Evidence Over Intuition: The Strategic Toolkit
While ISO 14001 does not mandate a specific methodology, "evidence of analysis" is non-negotiable. Top-tier organizations leverage established strategic tools to ensure the CEO understands the EMS in the same language used for the rest of the business:
- SWOT Analysis: Identifying Strengths, Weaknesses, Opportunities, and Threats to bridge the gap between environmental impact and market position.
- PESTLE Analysis: Evaluating Political, Economic, Social, Technological, Legal, and Environmental factors to ensure a 360-degree view of risk.
- Risk Registers: Quantifying specific risks to prioritize resource allocation.
- Strategic Planning Documents: Aligning the EMS with the broader corporate roadmap.
Avoiding the "Paper-Only" Audit Failure
In the eyes of a Lead Auditor, a "static" context analysis is a major red flag. Auditors are not looking for a one-time statement; they are looking for a living process. During an audit, they will specifically verify that internal and external issues are identified, that these issues are relevant to EMS outcomes, that the context is reviewed regularly, and that there is a clear link between context and planning.
Common Nonconformities Include:
- Generic lists that bear no relevance to the organization’s actual operations.
- Management being unaware of identified context issues, signaling a lack of commitment.
- Outdated reviews that fail to reflect changes in the global economy or local environment.
- A lack of documented evidence that any analytical process took place.
If the context analysis is not a living reflection of the business reality, the entire EMS becomes an obsolete "paper-only" system.
The Connectivity of Clause 4.1
Clause 4.1 is the engine that feeds the rest of the ISO 14001 standard. It is a "Garbage In, Garbage Out" scenario: if your context is misidentified, your entire strategy is flawed.
- Clause 4.2 (Interested Parties): If you don't understand your context, you will misidentify who cares about your impact.
- Clause 6 (Planning): Context defines which risks and opportunities are worth your investment.
- Clause 8 (Operational Control): Context dictates the daily controls required to manage real-world risks.

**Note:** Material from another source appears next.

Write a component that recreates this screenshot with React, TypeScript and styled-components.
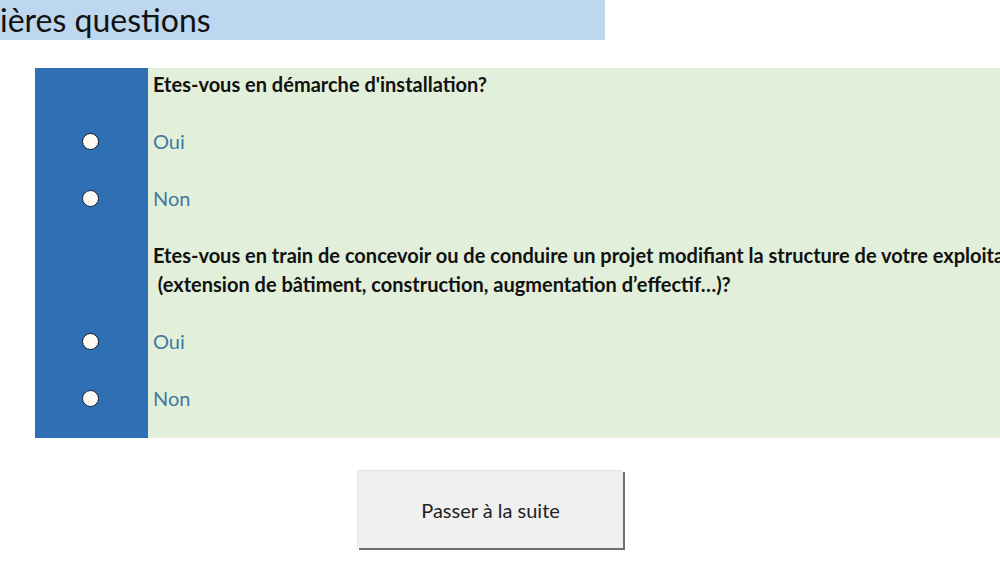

"Context drives the entire EMS."
Conclusion: From Reactive to Strategic
Properly understanding your context leads to superior risk control, ironclad legal compliance, and objectives that actually matter. It moves your organization from a reactive state—scrambling to meet shifting regulations—to a strategic state where environmental resilience is integrated into the very fabric of the business.
As you evaluate your current environmental strategy, ask yourself: Is your strategy built on the unique, gritty reality of your business, or is it just a ghost of someone else's template?